Should we have, at this point, simply moved the events of False Kingdom into the more recognisable 14th century? Probably. But there are a few things in the 12th century's favour. Firstly, the messy succession crisis of that period, accurately named The Anarchy, is a great backdrop for the sort of quavering loyalty and deluded pretenders that form the engine of False Kingdom's drama. Admittedly, there are many other examples of civil war and chicanery to pick from in English history, but there's something about the way The Anarchy explodes from a boating accident that renders it bloodily tragi-comic.
Secondly, there is a tension between families descended from the thwarted Anglo-Saxon nobles and the new-ish Norman rulers. This doesn't play out in an active way in False Kingdom, but it's there, bubbling beneath the text, in the names of characters, customs and places.

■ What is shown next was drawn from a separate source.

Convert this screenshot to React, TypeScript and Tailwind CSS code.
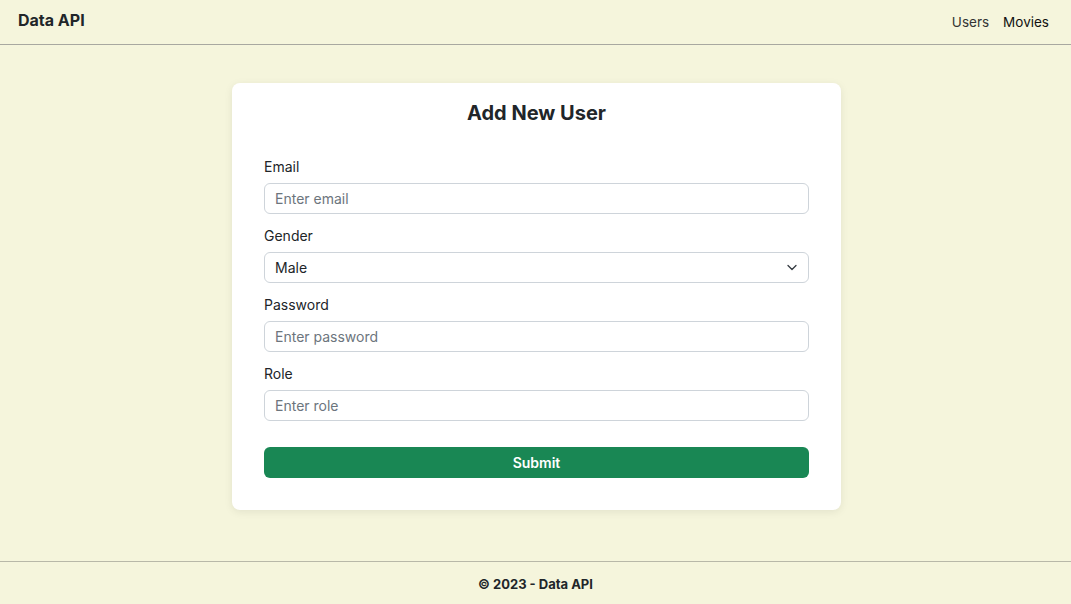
import React from "react";

function Field({ label, placeholder }: { label: string; placeholder: string }) {
  return (
    <div className="mb-3">
      <label className="block text-[14px] leading-[20px] text-[#212529] mb-[6px]">{label}</label>
      <input
        className="block w-full h-[31px] rounded-[6px] border border-[#ced4da] bg-white px-[10px] text-[14px] text-[#212529] placeholder:text-[#6c757d] outline-none"
        placeholder={placeholder}
      />
    </div>
  );
}

export default function App() {
  return (
    <div className="min-h-screen flex flex-col bg-[#f5f5dc] text-[#212529]" style={{ fontFamily: "Inter, 'Open Sans', sans-serif" }}>
      <nav className="h-[45px] flex items-center justify-between pl-[18px] pr-[22px] border-b border-[#a8a8a0]">
        <span className="text-[16px] font-bold pb-[4px]">Data API</span>
        <div className="flex items-center gap-[14px] text-[13.5px]">
          <span className="text-[#333]">Users</span>
          <span className="text-[#111]">Movies</span>
        </div>
      </nav>
      <main className="flex-1 flex justify-center pt-[38px] pl-[2px]">
        <div className="w-[609px] h-[427px] bg-white rounded-[8px] shadow-[0_2px_8px_rgba(0,0,0,0.08)] px-[32px]">
          <div className="pt-[16px]">
            <h1 className="text-center text-[20px] leading-[28px] font-bold mb-[30px]">Add New User</h1>
            <Field label="Email" placeholder="Enter email" />
            <div className="mb-3">
              <label className="block text-[14px] leading-[20px] text-[#212529] mb-[6px]">Gender</label>
              <div className="relative">
                <select className="block w-full h-[31px] appearance-none rounded-[6px] border border-[#ced4da] bg-white px-[10px] text-[14px] text-[#212529] outline-none">
                  <option>Male</option>
                  <option>Female</option>
                </select>
                <svg className="absolute right-[11px] top-[11px]" width="12" height="9" viewBox="0 0 12 9" fill="none" stroke="#343a40" strokeWidth="1.3" strokeLinecap="round" strokeLinejoin="round">
                  <path d="M2 2.5 6 6.5 10 2.5" />
                </svg>
              </div>
            </div>
            <Field label="Password" placeholder="Enter password" />
            <Field label="Role" placeholder="Enter role" />
            <button className="mt-[14px] w-full h-[31px] rounded-[6px] bg-[#198754] text-white text-[14px] font-semibold">Submit</button>
          </div>
        </div>
      </main>
      <footer className="h-[43px] border-t border-[#b8b8a8] flex items-center justify-center pt-[3px] text-[13px] font-bold">
        © 2023 - Data API
      </footer>
    </div>
  );
}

And thirdly, the 12th century is when the murky and weird Celtic stories of Arthurian legend transmute into the familiar tales of courtly romance and chivalric derring do—so when we riff on Arthurian tropes in False Kingdom, we are riffing on those 12th century ideas of what the 6th century was like. Or, really, we are riffing on 14th century versions of the 12th century ideas of the 6th century. Or the 15th century versions of the 14th century versions—each telling the stories with a different slant, each adding new details that quickly become firmly embedded in the myth from then on. And so on, through all the centuries in which Arthurian myths have been told and retold, until the recent incarnations—from Monty Python and the Holy Grail to A Knight's Tale.

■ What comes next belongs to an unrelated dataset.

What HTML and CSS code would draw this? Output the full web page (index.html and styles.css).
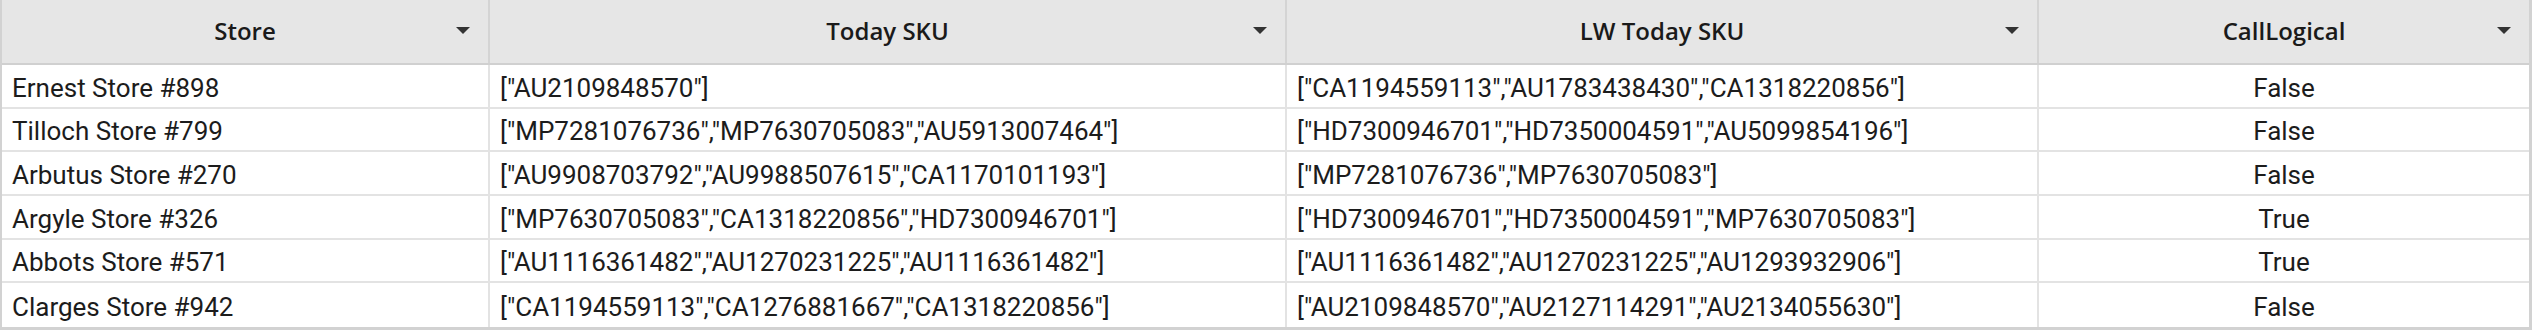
FILE: index.html
```html
<!DOCTYPE html>
<html lang="en">
<head>
<meta charset="utf-8">
<title>Store SKU table</title>
<link rel="stylesheet" href="styles.css">
</head>
<body>
<div class="table">
  <div class="row head">
    <div class="cell hcell"><span>Store</span><svg class="caret" viewBox="0 0 14 7" width="14" height="7"><polygon points="0,0 14,0 7,7"/></svg></div>
    <div class="cell hcell"><span>Today SKU</span><svg class="caret" viewBox="0 0 14 7" width="14" height="7"><polygon points="0,0 14,0 7,7"/></svg></div>
    <div class="cell hcell"><span>LW Today SKU</span><svg class="caret" viewBox="0 0 14 7" width="14" height="7"><polygon points="0,0 14,0 7,7"/></svg></div>
    <div class="cell hcell"><span>CallLogical</span><svg class="caret" viewBox="0 0 14 7" width="14" height="7"><polygon points="0,0 14,0 7,7"/></svg></div>
  </div>
  <div class="row">
    <div class="cell">Ernest Store #898</div>
    <div class="cell">["AU2109848570"]</div>
    <div class="cell">["CA1194559113","AU1783438430","CA1318220856"]</div>
    <div class="cell center">False</div>
  </div>
  <div class="row">
    <div class="cell">Tilloch Store #799</div>
    <div class="cell">["MP7281076736","MP7630705083","AU5913007464"]</div>
    <div class="cell">["HD7300946701","HD7350004591","AU5099854196"]</div>
    <div class="cell center">False</div>
  </div>
  <div class="row">
    <div class="cell">Arbutus Store #270</div>
    <div class="cell">["AU9908703792","AU9988507615","CA1170101193"]</div>
    <div class="cell">["MP7281076736","MP7630705083"]</div>
    <div class="cell center">False</div>
  </div>
  <div class="row">
    <div class="cell">Argyle Store #326</div>
    <div class="cell">["MP7630705083","CA1318220856","HD7300946701"]</div>
    <div class="cell">["HD7300946701","HD7350004591","MP7630705083"]</div>
    <div class="cell center">True</div>
  </div>
  <div class="row">
    <div class="cell">Abbots Store #571</div>
    <div class="cell">["AU1116361482","AU1270231225","AU1116361482"]</div>
    <div class="cell">["AU1116361482","AU1270231225","AU1293932906"]</div>
    <div class="cell center">True</div>
  </div>
  <div class="row last">
    <div class="cell">Clarges Store #942</div>
    <div class="cell">["CA1194559113","CA1276881667","CA1318220856"]</div>
    <div class="cell">["AU2109848570","AU2127114291","AU2134055630"]</div>
    <div class="cell center">False</div>
  </div>
</div>
</body>
</html>
```
FILE: styles.css
```css
* { box-sizing: border-box; }
html, body { margin: 0; padding: 0; background: #ffffff; }
body { width: 2532px; height: 330px; overflow: hidden; }

.table {
  width: 2532px;
  border-left: 2px solid #d2d2d2;
  border-right: 3px solid #d2d2d2;
  border-bottom: 3px solid #d2d2d2;
  font-family: Roboto, "Liberation Sans", sans-serif;
  font-size: 26px;
  color: #1c1c1c;
}

.row {
  display: grid;
  grid-template-columns: 488px 797px 752px 490px;
  height: 43.667px;
  border-bottom: 2px solid #e3e3e3;
}
.row.last { border-bottom: none; }

.row.head {
  height: 65px;
  background: #e6e6e6;
  border-bottom: 2px solid #d0d0d0;
}

.cell {
  display: flex;
  align-items: center;
  padding: 4px 10px 0 10px;
  border-right: 2px solid #e3e3e3;
  white-space: nowrap;
  overflow: hidden;
}
.cell:last-child { border-right: none; }
.cell.center { justify-content: center; }

.hcell {
  position: relative;
  justify-content: center;
  padding: 0 10px 2px 10px;
  border-right-color: #d4d4d4;
  font-family: "Open Sans", "Noto Sans", sans-serif;
  font-weight: 600;
  font-size: 24px;
  color: #1a1a1a;
}

.caret {
  position: absolute;
  right: 18px;
  top: 27px;
  fill: #333333;
}
```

So, really, if we want play with those mythic tropes of disquietingly horny, questing knights and equally horny, tower-dwelling maidens, and so forth, then the possibility of historical accuracy goes out the window: the shape these myths arrive in the current day is just as important as how they began. History isn't just a point in the past—it's how we got from there to here.
At least, that's what I'm telling my inner-pedant.